On average, prices for prime cattle across the EU have held relatively stable during March. While young bulls have eased by a couple of cents, cows are up one cent and young bulls have lifted by 4 cents (1%). However, Ireland has been a notable exception with the substantial trade links between the UK and Ireland likely to have had a considerable influence. This is reflected in the EU price for steers which has risen 4% since March began due to the heavy weighting of both countries in the EU steer average. Irish steers have risen 4% and UK steers 6%. A weakening in the Euro during March, however, means that most Member States have seen prices slip back a couple of per cent when they are converted into Sterling, thereby making them look more competitive to UK importers. Meanwhile, compared with one-year ago, Euro-terms prices for young bulls are on average 3% more expensive across the EU while cows have gone up by 6% and steers and heifers have shown 7% growth.

In 2012, UK beef exports totalled 119,600t and fell 22,750t (16%) short of 2011 levels. However, shipments made a quick start to this year, up 15.5% in January at 10,200t, helped by a slower rate of decline in domestic supplies. Nevertheless, January shipments were still 600t below those of two years before.

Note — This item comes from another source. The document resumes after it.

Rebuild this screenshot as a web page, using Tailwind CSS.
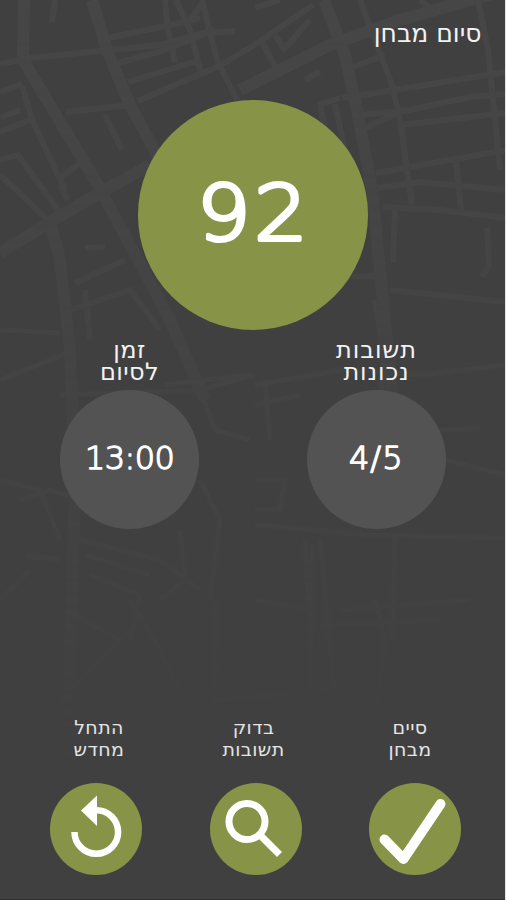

Deliveries to EU markets took a 95% share of the total in January 2013 compared with 93% a year earlier. A possible contributor was the significant slide in the value of the Pound over the course of the month against the Euro which supported the competitiveness of British product in key continental markets. There were significant lifts in sales to Belgium, France, Italy and Ireland, while shipments to Germany nearly doubled and deliveries to Spain increased by nearly a factor of 6 (albeit from a low base). The rise in exports to Ireland saw it replace Holland (down 4%) as the UK’s largest customer. The fall in shipments to Holland may reflect a shift in methods of product distribution as a significant volume of the beef sent to Holland is re-exported. By implication it is likely that more markets are now being supplied directly. There was an overall decline in deliveries outside of the EU to 417t from 585t a year earlier. However, Hong Kong and China bought more fresh product in January than in the whole of 2012 but held purchases of frozen beef constant.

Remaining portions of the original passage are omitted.